Homes Still a Favored Investment

Americans still tend to think that buying a home is one of the best investments you can make, despite the battering home values suffered heading into the Great Recession.

Buying a home was ranked a better investment than putting money in the bank, according to a new survey on homeownership by insurance company Allstate and the National Journal. Asked to rate the best investment a person could make, 24 percent named buying a home, compared to only 20 percent who picked saving in a bank.
 
Homeownership trailed only investing in a retirement savings program like an IRA or 401k, chosen by 38 percent of survey participants. Only 6 percent chose the stock market as the best investment one could make.
 
The survey found that Americans still have a strong preference for homeownership, despite steep declines in property values and massive foreclosures in recent years. They still exhibit a strong preference for owning a home over renting, by 79-18 percent, and 70 percent said they would still advise buying a home to a friend or relative.
 
By about a 2-to-1 margin, most Americans think of the current housing crisis as temporary, with 63 percent saying they believe the nation will soon grow out of it, compared to 31 percent who think it will remain a problem for many years.
 

Mixed views on government role in housing

 
Americans seemed to have mixed views about the role of the government in the housing and mortgage markets.
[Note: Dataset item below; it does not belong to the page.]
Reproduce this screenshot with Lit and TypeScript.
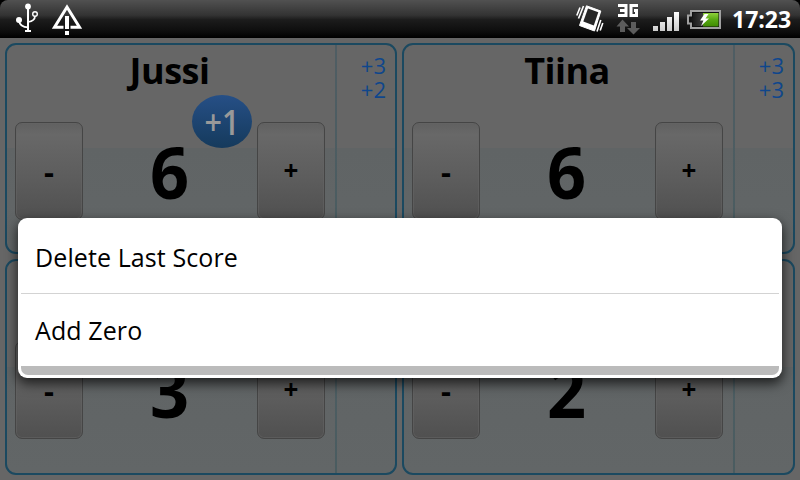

Asked who they blame for the housing crisis, the majority – 52 percent – blamed banks and lending institutions for misrepresenting borrower’s financial status and approving bad loans. Another 32 percent put the blame on individuals who bought homes and took out mortgages they couldn’t afford, while only 12 percent blamed government policies that encouraged too many people to buy homes.
 
At the same time, they remain evenly divided on whether government programs that promote homeownership should be maintained or scaled back, at 48 percent each way. Told that the government has spent at least $150 billion to bail out Fannie Mae and Freddie Mac, however, and they favored reducing the government’s role in the housing market by a 50-42 percent margin.
 

Favor keeping mortgage interest deduction

 
Even so, they favor preserving the mortgage interest tax deduction by 50-43 percent. This may be because they don’t recognize the deduction as a government policy that boosts homeownership. Over three-quarters of respondents (76 percent) said they have not personally benefitted from a federal home ownership policy, including 71 percent of those who take the mortgage tax deduction.
 
Overall, the public appears to be skeptical about the government’s efforts to address the housing crisis, with 35 percent saying they have had a positive impact, 32 percent said the government’s policies have made the crisis worse and 26 percent said they had little impact at all.
 
The survey queried 1,000 adults, 800 by land line phone and 200 by cell phone, and was taken the first week of March.